_Challenge_
Find how many lines hold the word "React". Give only the number.

_Records supplied_

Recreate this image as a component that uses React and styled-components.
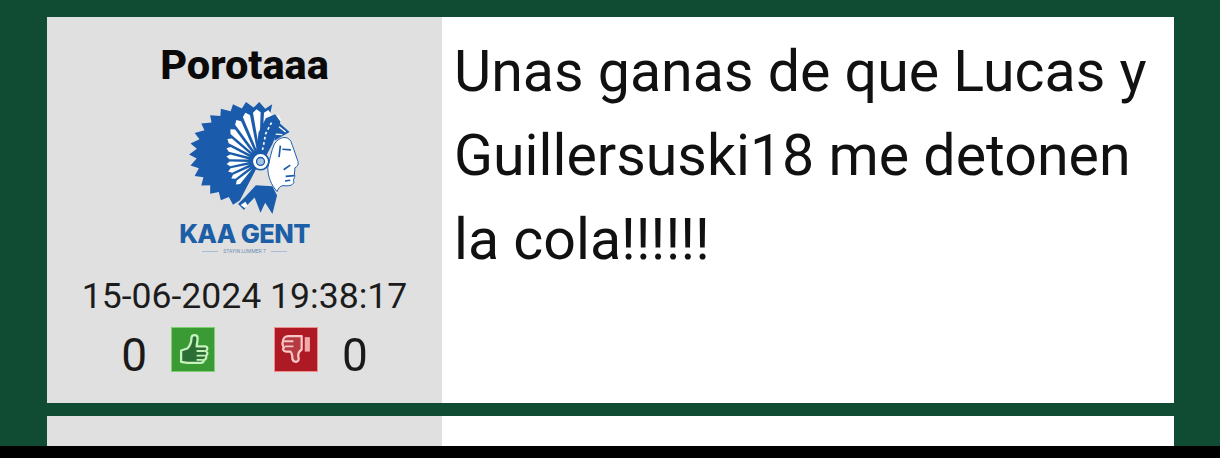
import React from 'react';
import styled, { createGlobalStyle } from 'styled-components';

const GlobalStyle = createGlobalStyle`
    html, body {
        margin: 0;
        padding: 0;
        background: #0f4c33;
    }
    body {
        font-family: Roboto, "Liberation Sans", sans-serif;
    }
`;

const BLUE = '#1a5cab';

// the logo is drawn in a 340 wide box, centred on the ear of the chief
const polar = (cx, cy, rx, ry, deg) => {
    const rad = (deg * Math.PI) / 180;
    return [cx + rx * Math.cos(rad), cy - ry * Math.sin(rad)];
};

const headdressOutline = () => {
    const points = [[335, 212]];
    for (let a = 72; a <= 252; a += 12) {
        points.push(polar(312, 192, 192, 160, a));
        points.push(polar(312, 192, 170, 142, a + 5));
    }
    return points.map((p) => p.join(',')).join(' ');
};

const featherWedges = () => {
    const wedges = [];
    for (let a = 68; a <= 236; a += 13) {
        const s = Math.sin((a * Math.PI) / 180);
        const reach = 92 + 56 * Math.max(0, s) * Math.max(0, s);
        const from = polar(335, 212, 34, 34, a);
        const left = polar(335, 212, reach, reach, a - 4.5);
        const tip = polar(335, 212, reach + 10, reach + 10, a);
        const right = polar(335, 212, reach, reach, a + 4.5);
        wedges.push([from, left, tip, right].map((p) => p.join(',')).join(' '));
    }
    return wedges;
};

const GentLogo = () => (
    <LogoSvg viewBox="120 30 335 345" aria-hidden="true">
        <polygon fill={BLUE} points={headdressOutline()} />
        {featherWedges().map((points) => (
            <polygon key={points} fill="#fff" points={points} />
        ))}
        {/* crown band with beads */}
        <path fill={BLUE} d="M322 190 L330 125 L352 82 L380 70 L396 92 L388 120 L372 160 L352 198 Z" />
        <path fill={BLUE} d="M388 92 L424 124 L396 140 L378 150 Z" />
        <path fill="none" stroke="#fff" strokeWidth="5" strokeDasharray="8 8" d="M342 178 L352 128 L372 90" />
        <path fill="none" stroke="#fff" strokeWidth="4" d="M392 108 L412 124 M382 130 L402 132" />
        {/* hanging feathers */}
        <path fill={BLUE} d="M322 285 L372 288 L386 316 L372 372 L350 338 L336 368 L318 322 L296 345 L286 360 L268 342 L290 320 Z" />
        <path fill="#fff" d="M276 345 L290 335 L298 348 L288 354 Z" />
        {/* face */}
        <path
            fill="#fff"
            stroke={BLUE}
            strokeWidth="3"
            d="M378 160 C390 140 416 132 428 152 C434 170 440 184 446 204 C452 218 452 226 440 232 C441 242 436 248 440 258 C438 264 434 268 437 276 C434 286 420 288 404 286 C394 288 390 294 386 304 C368 284 358 258 358 232 C364 208 368 182 378 160 Z"
        />
        <path fill="none" stroke={BLUE} strokeWidth="5" d="M402 176 L428 178 M396 165 L392 200 M406 238 L426 224 M412 258 L438 256 M410 272 L426 270" />
        <circle cx="336" cy="213" r="25" fill="#fff" stroke={BLUE} strokeWidth="5" />
        <circle cx="336" cy="213" r="12" fill="#a9c4e2" stroke={BLUE} strokeWidth="4" />
    </LogoSvg>
);

const ThumbUp = () => (
    <svg width="33" height="33" viewBox="0 0 32 32" aria-hidden="true">
        <path
            d="M4 17 L10 15 C13 12 14 9 14 5 C14 1 20 1 20 5 C20 8 19 11 19 13 L27 13 C30 13 30 16 28 17.5 C30 19 30 21 28 22 C29 24 28 26 26 26 C26 28 25 29 23 29 L10 29 L4 28 Z"
            fill="#2b6f35"
            stroke="#c6f2bc"
            strokeWidth="2.2"
            strokeLinejoin="round"
        />
        <path d="M19 17.5 L27 17.5 M19 22 L27 22 M19 26 L25 26" stroke="#c6f2bc" strokeWidth="1.8" fill="none" />
    </svg>
);

const ThumbDown = () => (
    <svg width="33" height="33" viewBox="0 0 32 32" aria-hidden="true">
        <path
            d="M3 8 C3 5 5 3 8 3 L21 3 L21 16 C18 18 17 20 18 24 C19 29 13 29 12 25 C12 22 12 20 10 18 L6 18 C3 18 2 15 4 14 C2 12 2 10 3 8 Z"
            fill="#b53a42"
            stroke="#f8c6c6"
            strokeWidth="2.2"
            strokeLinejoin="round"
        />
        <rect x="24" y="4" width="5" height="14" fill="#f0a8a8" />
        <path d="M4 8 L13 8 M5 13 L13 13" stroke="#f8c6c6" strokeWidth="1.8" fill="none" />
    </svg>
);

export default function App() {
    return (
        <>
            <GlobalStyle />
            <Screen>
                <Feed>
                    <Post>
                        <Side>
                            <UserName>Porotaaa</UserName>
                            <Badge>
                                <GentLogo />
                                <ClubName>KAA GENT</ClubName>
                                <Motto>STAYIN LUMMER 7</Motto>
                            </Badge>
                            <PostDate>15-06-2024 19:38:17</PostDate>
                            <Votes>
                                <VoteCount>0</VoteCount>
                                <VoteButton $bg="#3a9a34" $edge="#7fd072"><ThumbUp /></VoteButton>
                                <VoteGap />
                                <VoteButton $bg="#ad1a24" $edge="#ef8f8f"><ThumbDown /></VoteButton>
                                <VoteCount>0</VoteCount>
                            </Votes>
                        </Side>
                        <Message>Unas ganas de que Lucas y Guillersuski18 me detonen la cola!!!!!!</Message>
                    </Post>
                    <NextPost>
                        <NextSide />
                        <NextMessage />
                    </NextPost>
                </Feed>
                <BottomBar />
            </Screen>
        </>
    );
}

const Screen = styled.div`
    width: 1220px;
    height: 458px;
    display: flex;
    flex-direction: column;
    overflow: hidden;
    background: #0f4c33;
`;

const Feed = styled.div`
    flex: 1;
    min-height: 0;
    overflow: hidden;
    display: flex;
    flex-direction: column;
    gap: 13px;
    padding: 17px 46px 0 47px;
    filter: blur(0.5px);
`;

const Post = styled.div`
    height: 386px;
    flex-shrink: 0;
    display: flex;
    background: #fff;
`;

const Side = styled.div`
    width: 395px;
    flex-shrink: 0;
    display: flex;
    flex-direction: column;
    align-items: center;
    background: #e0e0e0;
    color: #111;
`;

const UserName = styled.div`
    margin-top: 26px;
    font-size: 41.5px;
    line-height: 44px;
    font-weight: 800;
    color: #0a0a0a;
`;

const Badge = styled.div`
    margin-top: 14px;
    display: flex;
    flex-direction: column;
    align-items: center;
`;

const LogoSvg = styled.svg`
    width: 111px;
    height: 114px;
    display: block;
`;

const ClubName = styled.div`
    margin-top: 6px;
    font-family: Inter, sans-serif;
    font-size: 25.5px;
    line-height: 26px;
    font-weight: 800;
    letter-spacing: -0.6px;
    color: #1d5fa6;
`;

const Motto = styled.div`
    display: flex;
    align-items: center;
    gap: 5px;
    font-size: 5px;
    line-height: 8px;
    color: #6f8fb4;

    &::before, &::after {
        content: '';
        width: 16px;
        height: 1px;
        background: #a9bcd2;
    }
`;

const PostDate = styled.div`
    margin-top: 21px;
    font-size: 35.6px;
    line-height: 40px;
    font-weight: 400;
    color: #1c1c1c;
`;

const Votes = styled.div`
    margin-top: 11px;
    display: flex;
    align-items: flex-start;
`;

const VoteCount = styled.span`
    margin-top: 3px;
    font-size: 46px;
    line-height: 50px;
    color: #1a1a1a;
`;

const VoteButton = styled.span`
    width: 44px;
    height: 45px;
    margin: 0 24px;
    display: flex;
    align-items: center;
    justify-content: center;
    background: ${(p) => p.$bg};
    box-shadow: inset 0 0 0 1px ${(p) => p.$edge};
`;

const VoteGap = styled.span`
    width: 11px;
`;

const Message = styled.div`
    flex: 1;
    padding: 13px 12px 0 12px;
    font-size: 57.3px;
    line-height: 84px;
    color: #111;
`;

const NextPost = styled.div`
    height: 60px;
    flex-shrink: 0;
    display: flex;
    background: #fff;
`;

const NextSide = styled.div`
    width: 395px;
    background: #e0e0e0;
`;

const NextMessage = styled.div`
    flex: 1;
`;

const BottomBar = styled.div`
    height: 12px;
    flex-shrink: 0;
    background: #000;
`;
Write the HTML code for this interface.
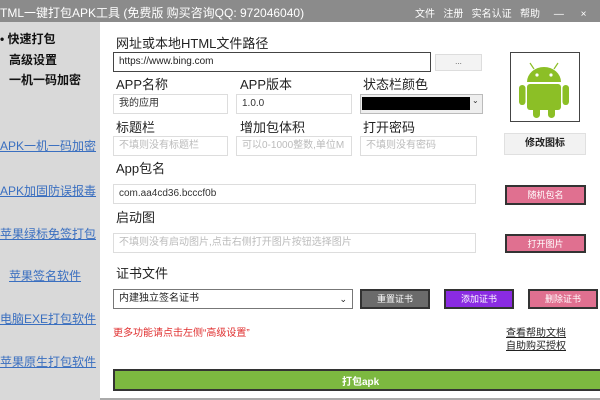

_Final result_
2